═══ The data ═══

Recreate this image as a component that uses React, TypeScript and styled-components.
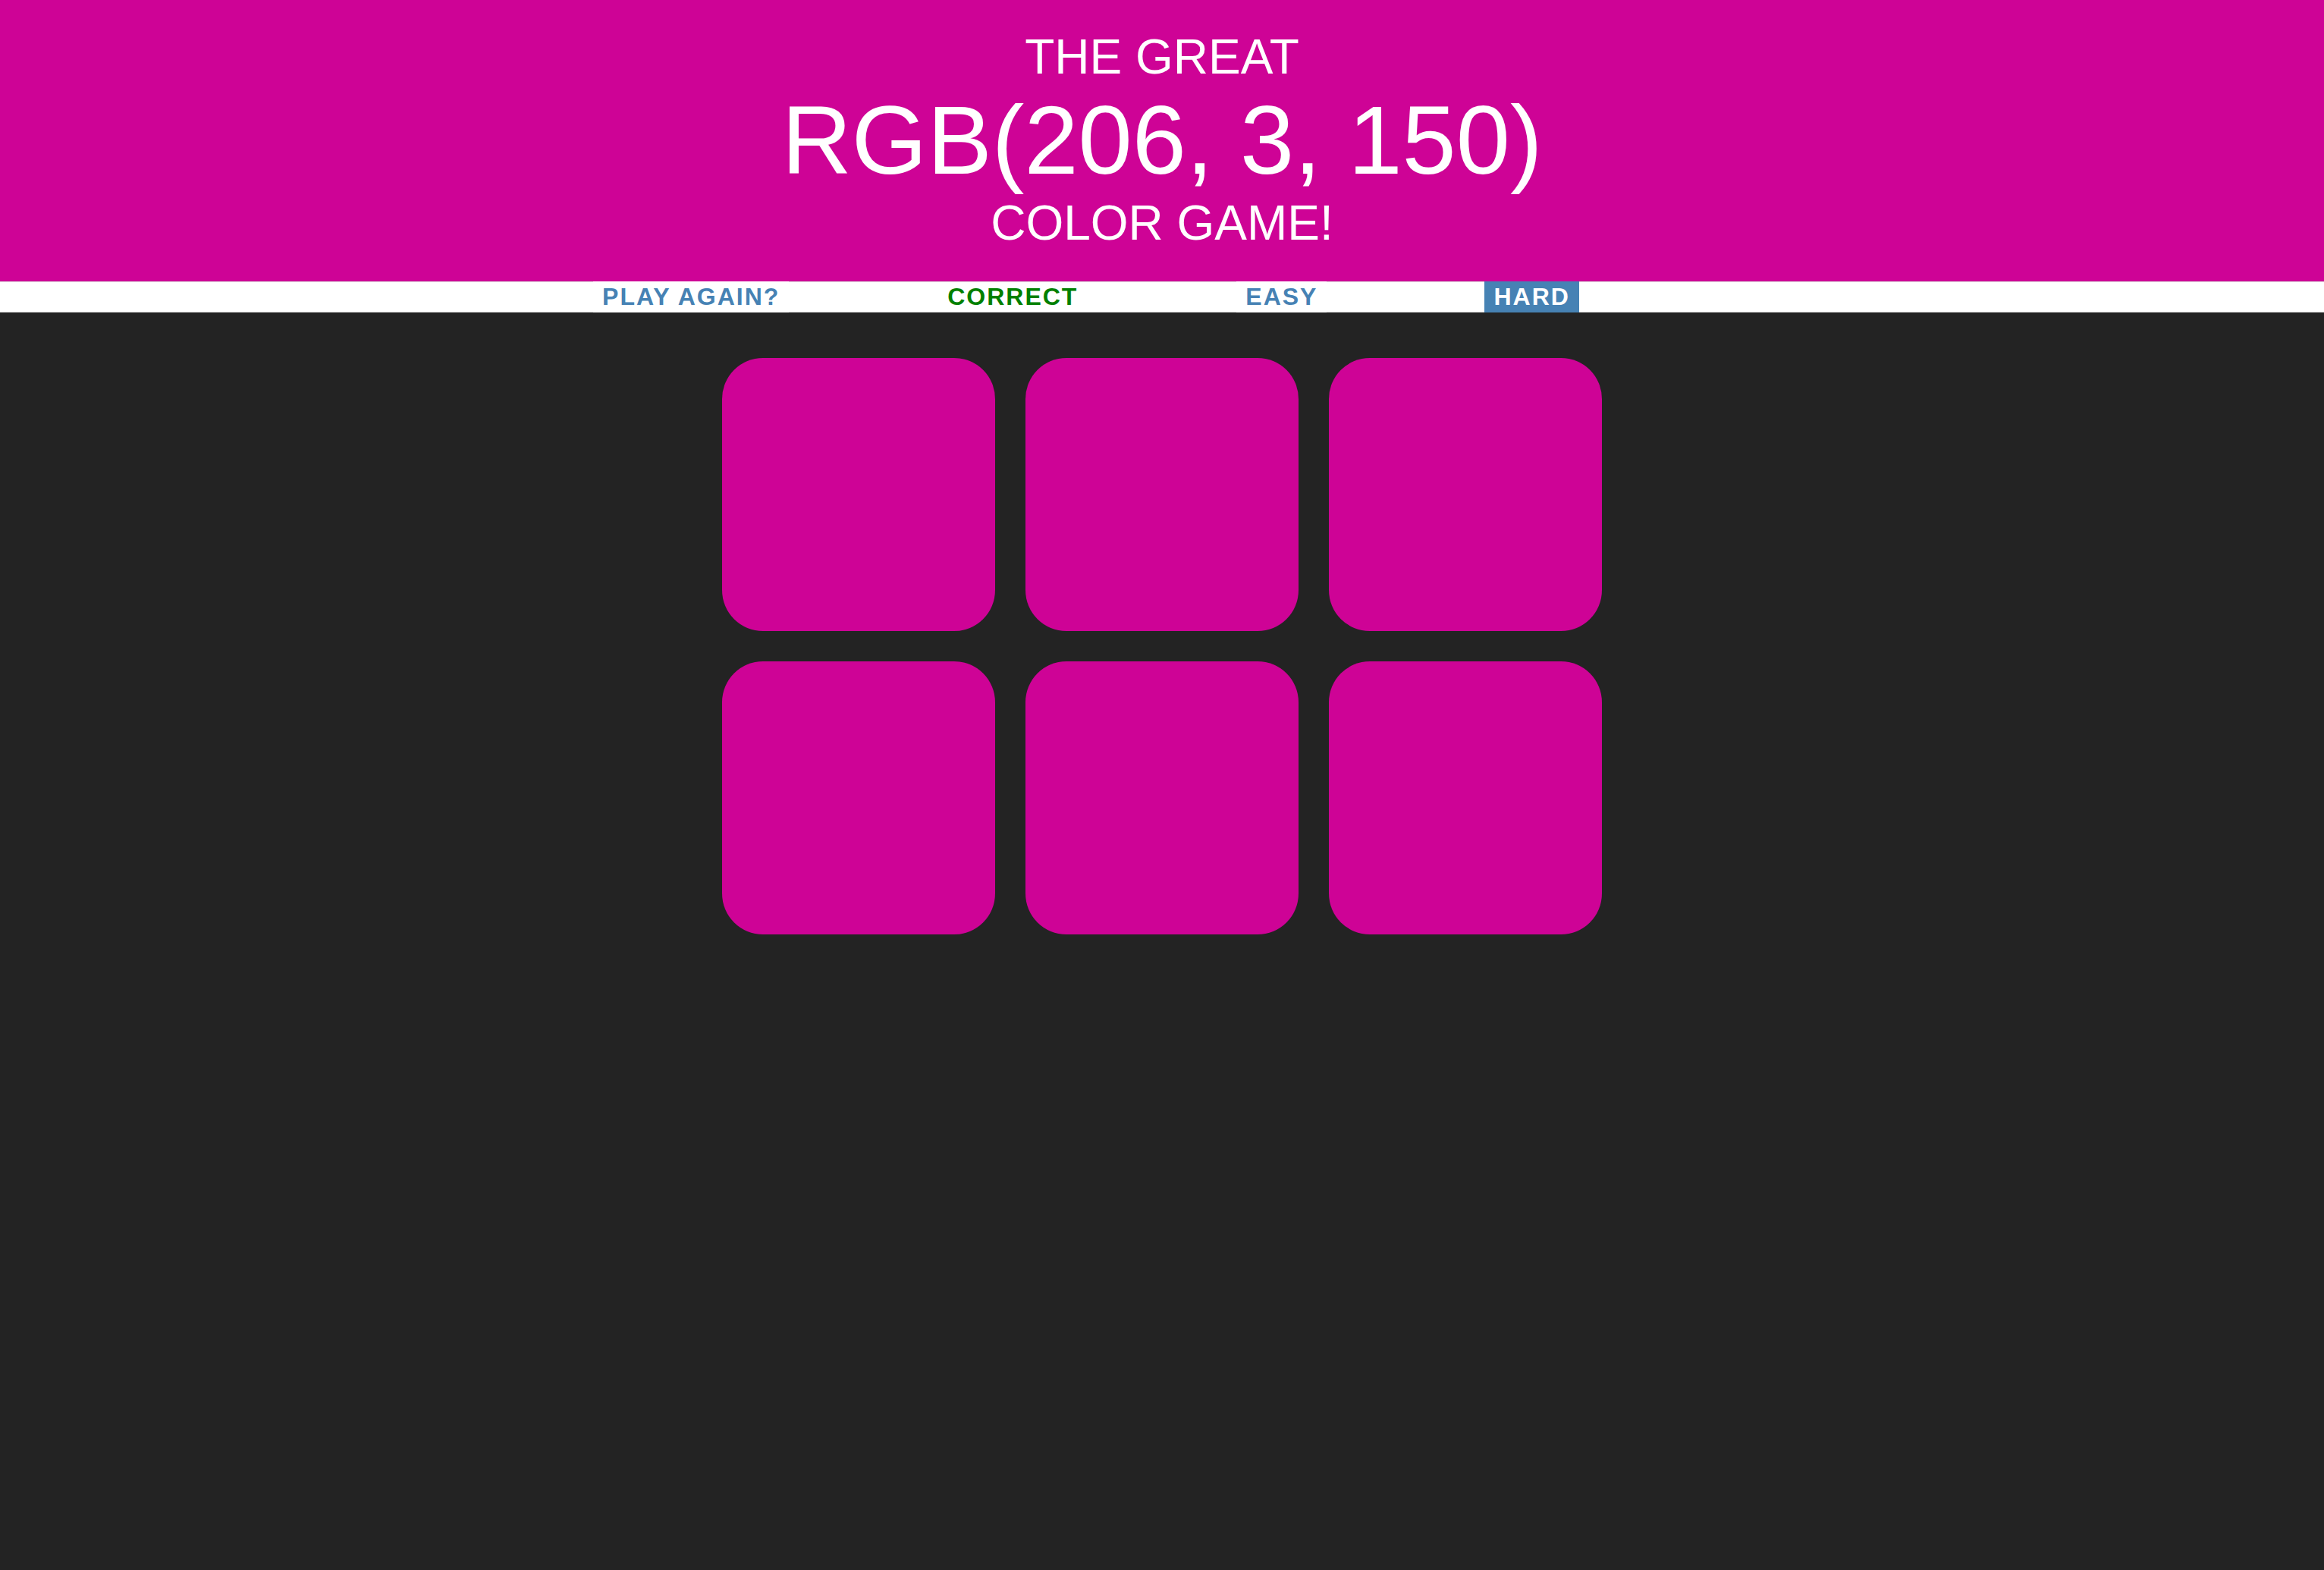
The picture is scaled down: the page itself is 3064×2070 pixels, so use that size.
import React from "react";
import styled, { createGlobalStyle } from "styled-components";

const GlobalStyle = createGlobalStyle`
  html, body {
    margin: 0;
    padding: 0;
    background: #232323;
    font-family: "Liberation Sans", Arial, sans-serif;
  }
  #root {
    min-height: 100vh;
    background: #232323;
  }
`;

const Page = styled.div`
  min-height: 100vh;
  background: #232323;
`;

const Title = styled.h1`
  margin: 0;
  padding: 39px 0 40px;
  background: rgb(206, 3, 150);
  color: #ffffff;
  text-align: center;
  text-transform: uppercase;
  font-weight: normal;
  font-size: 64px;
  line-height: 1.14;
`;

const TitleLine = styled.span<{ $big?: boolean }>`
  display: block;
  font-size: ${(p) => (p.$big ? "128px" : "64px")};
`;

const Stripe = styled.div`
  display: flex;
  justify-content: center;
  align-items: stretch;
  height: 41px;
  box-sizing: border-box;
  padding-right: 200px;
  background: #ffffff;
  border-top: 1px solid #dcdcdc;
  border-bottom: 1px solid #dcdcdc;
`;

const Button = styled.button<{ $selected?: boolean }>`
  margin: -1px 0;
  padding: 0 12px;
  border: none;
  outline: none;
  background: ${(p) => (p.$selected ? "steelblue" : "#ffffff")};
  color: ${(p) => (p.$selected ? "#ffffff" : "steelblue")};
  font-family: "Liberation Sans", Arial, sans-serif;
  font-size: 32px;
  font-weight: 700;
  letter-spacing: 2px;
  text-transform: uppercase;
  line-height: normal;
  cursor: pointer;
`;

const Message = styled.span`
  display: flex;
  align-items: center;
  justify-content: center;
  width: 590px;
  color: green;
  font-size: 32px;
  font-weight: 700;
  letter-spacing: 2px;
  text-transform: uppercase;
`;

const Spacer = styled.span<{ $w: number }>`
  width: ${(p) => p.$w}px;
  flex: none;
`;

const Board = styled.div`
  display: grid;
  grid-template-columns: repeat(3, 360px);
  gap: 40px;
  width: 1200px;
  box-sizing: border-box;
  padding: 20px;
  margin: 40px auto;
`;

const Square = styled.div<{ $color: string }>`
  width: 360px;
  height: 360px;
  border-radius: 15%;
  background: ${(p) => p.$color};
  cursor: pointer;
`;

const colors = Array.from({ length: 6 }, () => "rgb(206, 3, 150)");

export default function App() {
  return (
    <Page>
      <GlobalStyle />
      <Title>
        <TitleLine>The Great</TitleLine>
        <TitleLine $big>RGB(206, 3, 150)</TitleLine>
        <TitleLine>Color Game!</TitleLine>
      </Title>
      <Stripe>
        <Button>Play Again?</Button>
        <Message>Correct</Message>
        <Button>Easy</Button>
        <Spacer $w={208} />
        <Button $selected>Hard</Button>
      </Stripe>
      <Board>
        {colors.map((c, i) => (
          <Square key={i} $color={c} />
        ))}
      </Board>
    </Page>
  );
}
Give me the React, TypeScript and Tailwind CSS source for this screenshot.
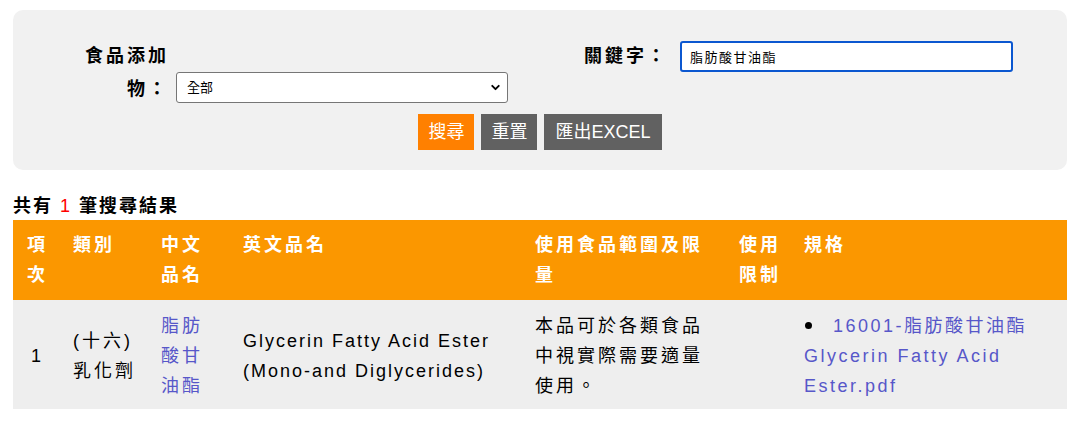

═══

→ **Your goal**
Copy out each line exactly, without the pictures.

→ **Correct answer**
Recreate this image as a component that uses React, TypeScript and styled-components.
The picture is scaled down: the page itself is 3064×2070 pixels, so use that size.
import React from "react";
import styled, { createGlobalStyle } from "styled-components";

const GlobalStyle = createGlobalStyle`
  html, body {
    margin: 0;
    padding: 0;
    background: #232323;
    font-family: "Liberation Sans", Arial, sans-serif;
  }
  #root {
    min-height: 100vh;
    background: #232323;
  }
`;

const Page = styled.div`
  min-height: 100vh;
  background: #232323;
`;

const Title = styled.h1`
  margin: 0;
  padding: 39px 0 40px;
  background: rgb(206, 3, 150);
  color: #ffffff;
  text-align: center;
  text-transform: uppercase;
  font-weight: normal;
  font-size: 64px;
  line-height: 1.14;
`;

const TitleLine = styled.span<{ $big?: boolean }>`
  display: block;
  font-size: ${(p) => (p.$big ? "128px" : "64px")};
`;

const Stripe = styled.div`
  display: flex;
  justify-content: center;
  align-items: stretch;
  height: 41px;
  box-sizing: border-box;
  padding-right: 200px;
  background: #ffffff;
  border-top: 1px solid #dcdcdc;
  border-bottom: 1px solid #dcdcdc;
`;

const Button = styled.button<{ $selected?: boolean }>`
  margin: -1px 0;
  padding: 0 12px;
  border: none;
  outline: none;
  background: ${(p) => (p.$selected ? "steelblue" : "#ffffff")};
  color: ${(p) => (p.$selected ? "#ffffff" : "steelblue")};
  font-family: "Liberation Sans", Arial, sans-serif;
  font-size: 32px;
  font-weight: 700;
  letter-spacing: 2px;
  text-transform: uppercase;
  line-height: normal;
  cursor: pointer;
`;

const Message = styled.span`
  display: flex;
  align-items: center;
  justify-content: center;
  width: 590px;
  color: green;
  font-size: 32px;
  font-weight: 700;
  letter-spacing: 2px;
  text-transform: uppercase;
`;

const Spacer = styled.span<{ $w: number }>`
  width: ${(p) => p.$w}px;
  flex: none;
`;

const Board = styled.div`
  display: grid;
  grid-template-columns: repeat(3, 360px);
  gap: 40px;
  width: 1200px;
  box-sizing: border-box;
  padding: 20px;
  margin: 40px auto;
`;

const Square = styled.div<{ $color: string }>`
  width: 360px;
  height: 360px;
  border-radius: 15%;
  background: ${(p) => p.$color};
  cursor: pointer;
`;

const colors = Array.from({ length: 6 }, () => "rgb(206, 3, 150)");

export default function App() {
  return (
    <Page>
      <GlobalStyle />
      <Title>
        <TitleLine>The Great</TitleLine>
        <TitleLine $big>RGB(206, 3, 150)</TitleLine>
        <TitleLine>Color Game!</TitleLine>
      </Title>
      <Stripe>
        <Button>Play Again?</Button>
        <Message>Correct</Message>
        <Button>Easy</Button>
        <Spacer $w={208} />
        <Button $selected>Hard</Button>
      </Stripe>
      <Board>
        {colors.map((c, i) => (
          <Square key={i} $color={c} />
        ))}
      </Board>
    </Page>
  );
}
Give me the React, TypeScript and Tailwind CSS source for this screenshot.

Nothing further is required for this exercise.